The only reason she doesn't score higher is because she doesn't feel like she needs any friends, which makes me a little butthurt because ASTRID PLEASE BE MY FRIEND. Astrid only has accomplices and people who serve a useful purpose. My ability to retain obscure trivia has been rendered obsolete by Wikipedia, and my compulsion to organize and strategize might be stepping on her turf, so I have no marketable skills for Astrid. Which sucks, because girlfriend lives in a defunct rocket ship (!!!) in her parents' backyard, i.e. BEST SLEEPOVERS EVERRRRRR ASTRID PLEASE TAKE MY CHARM.

Swoonworthy Scale: 4

Astrid has a similarly pragmatic approach to most boys. Astrid, why won't you let me vicariously swooooon!? (And why can't I stop asking this fictional character questions!?)

There's Pierre, real name Lukas (I'll let her explain that one), a Czech student whose deep infatuation with Astrid is so very not reciprocated. Maybe it's just because it's not happening to me (and also I had been in Prague a few days before I read this) that I had a soft spot for this one-sided relationship. Pierre is a well-meaning buffoon who's just wilfully oblivious to Astrid's repeated rejections. And although there's no swoon here, it's noteworthy for the LOLs it brings.

The strength of the score, however, is all due to Noah, Astrid's public school classmate. It's not about the physical (of which there's very little of, anyway) but the emotional; Noah and Astrid connect on a deep, mature level that you might not expect based on my description of the book so far. And that's the kind of swoon I really enjoy: when two people are comfortable with each other in the small moments, and not just the big ones. Because life has far more mundane moments than grand gestures, y'know?
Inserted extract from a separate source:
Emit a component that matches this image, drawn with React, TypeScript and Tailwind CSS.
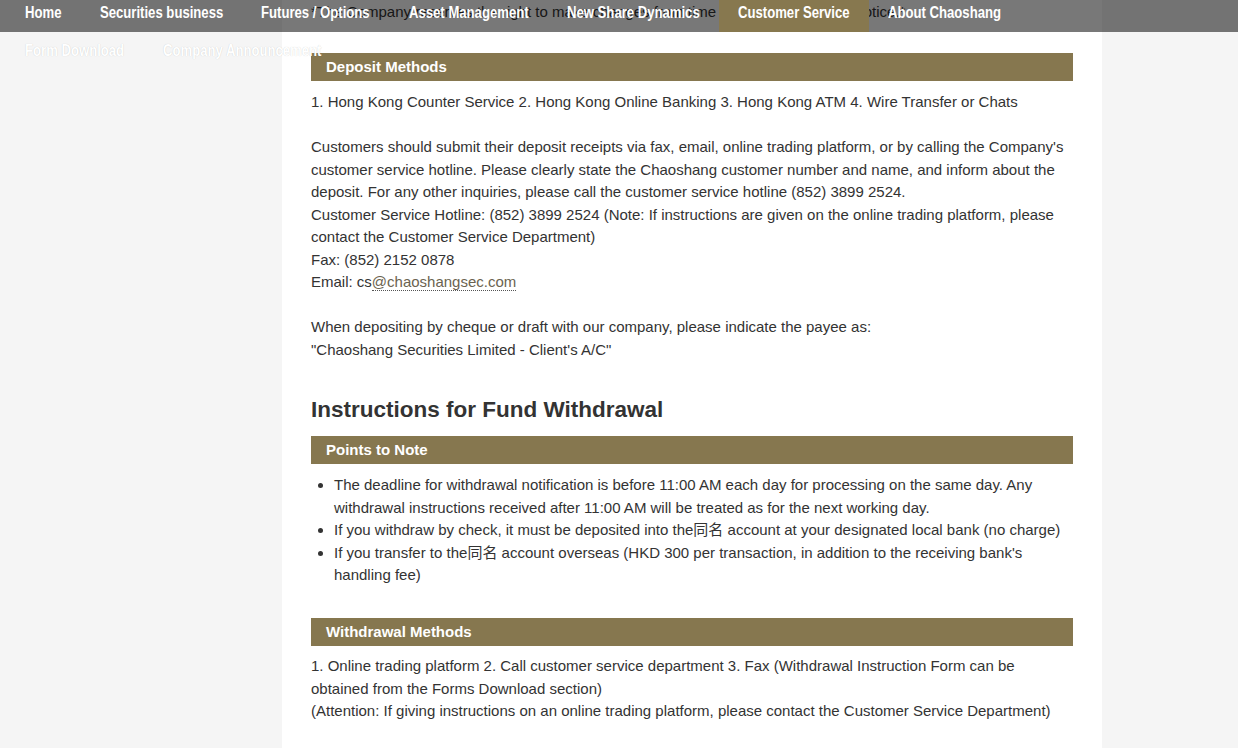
import React from "react";

// Menu entries with their fixed box widths (label width + 19px padding each side).
const navItems = [
  { label: "Home", w: "w-[75px]" },
  { label: "Securities business", w: "w-[161px]" },
  { label: "Futures / Options", w: "w-[148px]" },
  { label: "Asset Management", w: "w-[158px]" },
  { label: "New Share Dynamics", w: "w-[171px]" },
  { label: "Customer Service", w: "w-[150px]", active: true },
  { label: "About Chaoshang", w: "w-[152px]" },
  { label: "Form Download", w: "w-[138px]", overflow: true },
  { label: "Company Announcement", w: "w-[196px]", overflow: true },
];

const bodyFont = { fontFamily: '"Liberation Sans", Arial, sans-serif' };
const cjk = { fontFamily: '"Noto Sans CJK SC", "Noto Sans CJK TC", sans-serif' };

function SectionBar({ title, className = "" }: { title: string; className?: string }) {
  return (
    <div
      className={`h-[28px] bg-[#86774f] pl-[15px] text-[15px] font-bold leading-[28px] text-white ${className}`}
    >
      {title}
    </div>
  );
}

function TopNav() {
  return (
    <div className="absolute left-0 right-0 top-0 z-10">
      <div className="absolute left-0 right-0 top-0 h-8 bg-black/[0.53]" />
      <ul className="relative flex w-[1102px] flex-wrap gap-y-[6px] pl-[6px]">
        {navItems.map((item) => (
          <li
            key={item.label}
            className={`h-8 shrink-0 px-[19px] text-[16px] font-bold leading-[25px] text-white ${item.w} ${
              item.active ? "bg-[#87784f]" : ""
            } ${item.overflow ? "[text-shadow:0_0_1px_rgba(0,0,0,0.2)]" : ""}`}
          >
            {/* condensed headline face, narrowed horizontally */}
            <span className="inline-block origin-left scale-x-[0.82] whitespace-nowrap">{item.label}</span>
          </li>
        ))}
      </ul>
    </div>
  );
}

export default function App() {
  return (
    <div className="relative min-h-[748px] bg-[#f5f5f5]" style={bodyFont}>
      <TopNav />
      <main className="ml-[282px] w-[820px] bg-white px-[29px] pb-[40px] text-[15px] leading-[22.5px] text-[#333]">
        <p className="whitespace-nowrap pt-[1px]">
          *The Company reserves the right to make changes from time to time without prior notice.*
        </p>

        <SectionBar title="Deposit Methods" className="mt-[29.5px]" />
        <div className="mt-[10px]">
          <p>
            1. Hong Kong Counter Service 2. Hong Kong Online Banking 3. Hong Kong ATM 4. Wire Transfer or Chats
          </p>
          <p className="mt-[22.5px]">
            Customers should submit their deposit receipts via fax, email, online trading platform, or by calling the
            Company's customer service hotline. Please clearly state the Chaoshang customer number and name, and inform
            about the deposit. For any other inquiries, please call the customer service hotline (852) 3899 2524.
          </p>
          <p>
            Customer Service Hotline: (852) 3899 2524 (Note: If instructions are given on the online trading platform,
            please contact the Customer Service Department)
          </p>
          <p>Fax: (852) 2152 0878</p>
          <p>
            Email: cs
            <a className="border-b border-dotted border-[#555] text-[#6b6350]">@chaoshangsec.com</a>
          </p>
          <p className="mt-[22.5px]">When depositing by cheque or draft with our company, please indicate the payee as:</p>
          <p>"Chaoshang Securities Limited - Client's A/C"</p>
        </div>

        <h2 className="mt-[34.5px] text-[22.5px] font-bold leading-[27px] text-[#333]">
          Instructions for Fund Withdrawal
        </h2>

        <SectionBar title="Points to Note" className="mt-[13.5px]" />
        <ul className="mt-[10px] list-disc pl-[23px]">
          <li>
            The deadline for withdrawal notification is before 11:00 AM each day for processing on the same day. Any
            withdrawal instructions received after 11:00 AM will be treated as for the next working day.
          </li>
          <li>
            If you withdraw by check, it must be deposited into the
            <span className="leading-none" style={cjk}>
              同名
            </span>{" "}
            account at your designated local bank (no charge)
          </li>
          <li>
            If you transfer to the
            <span className="leading-none" style={cjk}>
              同名
            </span>{" "}
            account overseas (HKD 300 per transaction, in addition to the receiving bank's handling fee)
          </li>
        </ul>

        <SectionBar title="Withdrawal Methods" className="mt-[31.5px]" />
        <div className="mt-[9px]">
          <p>
            1. Online trading platform 2. Call customer service department 3. Fax (Withdrawal Instruction Form can be
            obtained from the Forms Download section)
          </p>
          <p>(Attention: If giving instructions on an online trading platform, please contact the Customer Service Department)</p>
        </div>
      </main>
    </div>
  );
}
Talky Talk: Fucking Straight Up

Astrid's style of narration does as much to establish her character as her actual words do: she cusses; she forgets things; she goes off-topic; she breaks the fourth wall; and she glosses over boring parts. In other words, it's like having a friend tell you a story. An asshole friend, but a friend nonetheless.

And even though I've yet to befriend an affluent asshole, Astrid is entirely convincing because Iserson has developed a voice strong enough to match that personality. He does such a good job of making this amalgamation of asshole characteristics infinitely more charming and likeable than it should be.
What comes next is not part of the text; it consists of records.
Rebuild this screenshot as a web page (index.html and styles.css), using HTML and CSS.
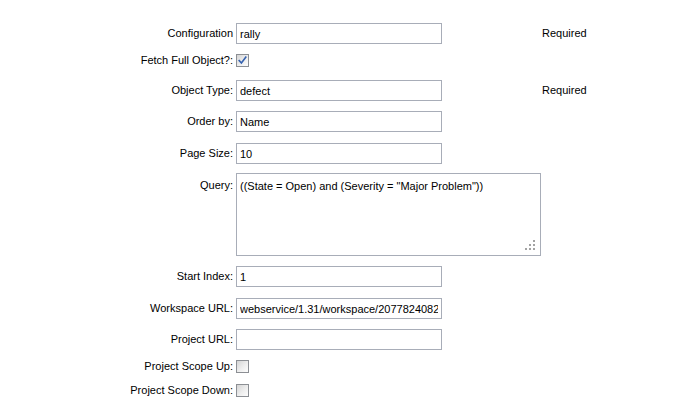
FILE: index.html
```html
<!DOCTYPE html>
<html>
<head>
<meta charset="utf-8">
<link rel="stylesheet" href="styles.css">
</head>
<body>
<form class="form">
  <label class="lbl">Configuration</label>
  <div class="field"><input class="txt" type="text" value="rally"></div>
  <div class="req">Required</div>

  <label class="lbl lbl-cb">Fetch Full Object?:</label>
  <div class="field field-cb"><span class="cb"><svg width="11" height="11" viewBox="0 0 11 11"><path d="M2.2 5.6 L4.4 8.1 L8.8 2.2" fill="none" stroke="#3562b0" stroke-width="1.6" stroke-linecap="square"/></svg></span></div>
  <div></div>

  <label class="lbl">Object Type:</label>
  <div class="field"><input class="txt" type="text" value="defect"></div>
  <div class="req">Required</div>

  <label class="lbl">Order by:</label>
  <div class="field"><input class="txt" type="text" value="Name"></div>
  <div></div>

  <label class="lbl">Page Size:</label>
  <div class="field"><input class="txt" type="text" value="10"></div>
  <div></div>

  <label class="lbl lbl-top">Query:</label>
  <div class="field"><div class="ta-wrap"><textarea class="ta">((State = Open) and (Severity = "Major Problem"))</textarea><svg class="grip" width="11" height="11" viewBox="0 0 11 11"><g fill="#a3a3a3"><rect x="8" y="0" width="2" height="2"/><rect x="4" y="4" width="2" height="2"/><rect x="8" y="4" width="2" height="2"/><rect x="0" y="8" width="2" height="2"/><rect x="4" y="8" width="2" height="2"/><rect x="8" y="8" width="2" height="2"/></g></svg></div></div>
  <div></div>

  <label class="lbl">Start Index:</label>
  <div class="field"><input class="txt" type="text" value="1"></div>
  <div></div>

  <label class="lbl">Workspace URL:</label>
  <div class="field"><input class="txt" type="text" value="webservice/1.31/workspace/2077824082"></div>
  <div></div>

  <label class="lbl">Project URL:</label>
  <div class="field"><input class="txt" type="text" value=""></div>
  <div></div>

  <label class="lbl lbl-cb">Project Scope Up:</label>
  <div class="field field-cb"><span class="cb"></span></div>
  <div></div>

  <label class="lbl lbl-cb">Project Scope Down:</label>
  <div class="field field-cb"><span class="cb"></span></div>
  <div></div>
</form>
</body>
</html>
```
FILE: styles.css
```css
html, body {
  margin: 0;
  padding: 0;
  background: #ffffff;
}
body {
  font-family: "Liberation Sans", Arial, sans-serif;
  font-size: 11px;
  color: #000000;
}
.form {
  display: grid;
  grid-template-columns: 236px 306px auto;
  grid-template-rows: 31px 26px 31px 32px 30px 93px 32px 31px 31px 24px 13px;
  padding-top: 23px;
  align-items: start;
}
.lbl {
  text-align: right;
  padding-right: 3px;
  white-space: nowrap;
  line-height: 21px;
}
.lbl-cb {
  line-height: 13px;
}
.lbl-top {
  line-height: 13px;
  padding-top: 6px;
}
.field {
  display: flex;
  align-items: flex-start;
}
.txt {
  box-sizing: border-box;
  width: 206px;
  height: 21px;
  margin: 0;
  border: 1px solid #a8adb8;
  padding: 0 3px;
  font-family: "Liberation Sans", Arial, sans-serif;
  font-size: 11px;
  color: #000000;
  background: #ffffff;
  outline: none;
}
.ta-wrap {
  position: relative;
  width: 305px;
  height: 83px;
}
.ta {
  box-sizing: border-box;
  width: 305px;
  height: 83px;
  margin: 0;
  border: 1px solid #a8adb8;
  padding: 6px 3px;
  font-family: "Liberation Sans", Arial, sans-serif;
  font-size: 11px;
  line-height: 13px;
  color: #000000;
  resize: none;
  outline: none;
  display: block;
}
.grip {
  position: absolute;
  right: 5px;
  bottom: 5px;
}
.cb {
  box-sizing: border-box;
  display: inline-flex;
  align-items: center;
  justify-content: center;
  width: 13px;
  height: 13px;
  border: 1px solid #8c8f94;
  background: linear-gradient(135deg, #d4d4d4 0%, #eeeeee 55%, #fdfdfd 100%);
}
.req {
  white-space: nowrap;
  line-height: 21px;
}
```
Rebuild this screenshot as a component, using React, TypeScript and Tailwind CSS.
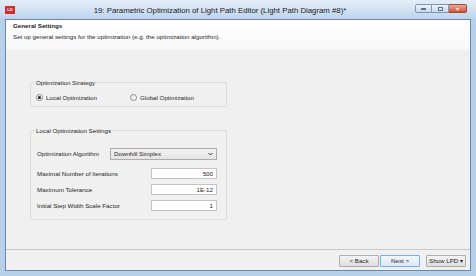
import React from 'react';

const font = { fontFamily: '"Liberation Sans", Arial, sans-serif' };

const Radio: React.FC<{ checked?: boolean; label: string }> = ({ checked, label }) => (
  <div className="flex items-center gap-[3px]">
    <div className="w-[7px] h-[7px] rounded-full border border-[#8a8a8a] bg-gradient-to-br from-[#e6e6e6] to-white flex items-center justify-center">
      {checked && <div className="w-[3px] h-[3px] rounded-full bg-[#222]" />}
    </div>
    <span>{label}</span>
  </div>
);

const Field: React.FC<{ label: string; value: string }> = ({ label, value }) => (
  <div className="flex items-center h-[11px]">
    <span className="w-[114px]">{label}</span>
    <div className="w-[66px] h-[11px] border border-[#c4c4c4] bg-white flex items-center justify-end pr-[3px]">{value}</div>
  </div>
);

const Btn: React.FC<{ label: string; def?: boolean; className?: string }> = ({ label, def, className }) => (
  <div
    className={`h-[12px] flex items-center justify-center rounded-[1px] border ${
      def ? 'border-[#6fb2e8] bg-gradient-to-b from-[#f2f7fc] to-[#dbe8f4]' : 'border-[#adadad] bg-gradient-to-b from-[#f4f4f4] to-[#dedede]'
    } ${className ?? ''}`}
  >
    {label}
  </div>
);

export default function App() {
  return (
    <div className="w-[476px] h-[276px] bg-[#b8d1eb] flex flex-col text-[6.2px] text-[#1e1e1e] overflow-hidden" style={font}>
      {/* Title bar */}
      <div className="h-[19px] relative flex items-center bg-gradient-to-b from-[#e4edf8] via-[#d3e2f3] to-[#bcd3ec]">
        <div className="absolute left-[5px] top-[6px] w-[10px] h-[8px] bg-[#d42a2a] flex items-center justify-center text-white text-[4px] font-bold leading-none">
          LD
        </div>
        <div className="flex-1 text-center text-[7.8px] text-[#1a1a1a] pt-[3px] pr-[36px]">
          19: Parametric Optimization of Light Path Editor (Light Path Diagram #8)*
        </div>
        <div className="absolute right-[9px] top-[4px] flex">
          <div className="w-[17px] h-[9px] border border-[#7d97b8] rounded-l-[2px] bg-gradient-to-b from-[#eef3fa] to-[#c9d8ea] flex items-center justify-center">
            <div className="w-[5px] h-[2px] bg-[#5a7292]" />
          </div>
          <div className="w-[17px] h-[9px] border-y border-r border-[#7d97b8] bg-gradient-to-b from-[#eef3fa] to-[#c9d8ea] flex items-center justify-center">
            <div className="w-[5px] h-[4px] border border-[#5a7292]" />
          </div>
          <div className="w-[18px] h-[9px] border-y border-r border-[#9a4a3a] rounded-r-[2px] bg-gradient-to-b from-[#eba898] to-[#d0503a] flex items-center justify-center text-white text-[6px] font-bold leading-none">
            ×
          </div>
        </div>
      </div>

      {/* Client area */}
      <div className="flex-1 ml-[5px] mr-[5px] mb-[5px] border border-[#6b86a8] bg-[#f0f0f0] flex flex-col">
        <div className="h-[30px] bg-gradient-to-b from-white to-[#f8f8f8] pl-[7px] pt-[1px] flex flex-col gap-[2px]">
          <div className="font-bold">General Settings</div>
          <div>Set up general settings for the optimization (e.g. the optimization algorithm).</div>
        </div>

        <div className="flex-1 pl-[24px] pt-[32px]">
          {/* Optimization Strategy */}
          <div className="relative w-[197px] h-[25px] border border-[#dcdcdc] rounded-[2px]">
            <span className="absolute -top-[5px] left-[4px] bg-[#f0f0f0] px-[1px]">Optimization Strategy</span>
            <div className="flex pl-[5px] pt-[10px]">
              <div className="w-[94px]"><Radio checked label="Local Optimization" /></div>
              <Radio label="Global Optimization" />
            </div>
          </div>

          {/* Local Optimization Settings */}
          <div className="relative w-[197px] h-[90px] mt-[23px] border border-[#dcdcdc] rounded-[2px]">
            <span className="absolute -top-[5px] left-[4px] bg-[#f0f0f0] px-[1px]">Local Optimization Settings</span>
            <div className="pl-[6px] pt-[17px] flex flex-col">
              <div className="flex items-center h-[12px]">
                <span className="w-[73px]">Optimization Algorithm</span>
                <div className="w-[107px] h-[12px] border border-[#acacac] bg-gradient-to-b from-[#f4f4f4] to-[#e4e4e4] flex items-center justify-between pl-[3px] pr-[3px]">
                  <span>Downhill Simplex</span>
                  <svg width="5" height="4" viewBox="0 0 5 4"><path d="M0.5 1 L2.5 3 L4.5 1" stroke="#333" strokeWidth="1" fill="none" /></svg>
                </div>
              </div>
              <div className="flex flex-col gap-[5px] mt-[8px]">
                <Field label="Maximal Number of Iterations" value="500" />
                <Field label="Maximum Tolerance" value="1E-12" />
                <Field label="Initial Step Width Scale Factor" value="1" />
              </div>
            </div>
          </div>
        </div>

        {/* Footer */}
        <div className="h-[21px] border-t border-[#c8c8c8] flex items-start justify-end pr-[4px] pt-[5px]">
          <Btn label="< Back" className="w-[40px]" />
          <Btn label="Next >" def className="w-[40px] ml-[1px]" />
          <Btn label="Show  LPD ▾" className="w-[40px] ml-[6px]" />
        </div>
      </div>
    </div>
  );
}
Bonus Factor: Eccentric Rich People

The Kriegers are old money, which excuses a lot of behaviour unafforded to us commoners*. Astrid's fish-out-of-water sitch emphasizes these differences, but her sense of humour and matter-of-factness save her from coming off as a snob. Here's her take on clothes:

I wore a uniform at Bristol, so all my regular clothes were mostly these complicated outfits for formal occasions. [...] I had never owned a pair of jeans, and I didn't plan on it. I am not a cowboy, a farmer, or a 1950s greaser. I just don't really get it.

She'd get along famously with Jack Donaghy, don't you think?

*At least I'm assuming you're a commoner. If not, your reading butler should omit this part.

Bonus Factor: Kickass Gramps

Astrid takes after her grandpa, so obvs I'd love him as well. Though unlike her (and, ahem, me), he has a legitimate reason for being a cranky old man since he is irrefutably two of those things already. Grandpa Krieger also has diplomatic immunity in foreign countries, which he of course abuses to shoplift candy. And he might offer your pre-teen a sip of his flask. OK, so he's not the best role model, but he's amusing as hell.

Bonus Factor: Book Trailer

When I read the blurb, I wasn't all that convinced to give this book a try. I mean, I know that I'M telling you that Astrid is sassy and awesome. But when a blurb tells me something like that, I'm instantly skeptical.

Then I saw the book trailer. And seeing as how Jake Johnson could convince me to gnaw off my own arm at the elbow, NO DOY I was sold. (Also: please don't abuse your power, Jake Johnson.)

Casting Call:

Because Lily Collins does not have a monopoly on being gorgeous and fantastically eyebrowed. Plus, this is a much better fit.

Mae Whitman as Astrid Krieger

I'm not just doing this because I LUF HIM. Swearsies.

Dylan O'Brien as Noah

This role is fairly minor, but I couldn't picture anyone else as Astrid's manchild father (even without Iserson's SNL connection).

Will Ferrell as Astrid's Dad

Relationship Status: Two Assholes of a Feather

Book, it's like you're inside my head! Except you say and do things much ballsier than I ever would (and then I wonder if the reason I'm not a bigger asshole is because I don't have the bank account for it). But you've also got enough heart and depth (and growth!) for me to consider you a friend for life.

FTC Full Disclosure: I received my free review copy from Razorbill. I received neither money nor froyo for writing this review (dammit!). Firecracker will be available May 16.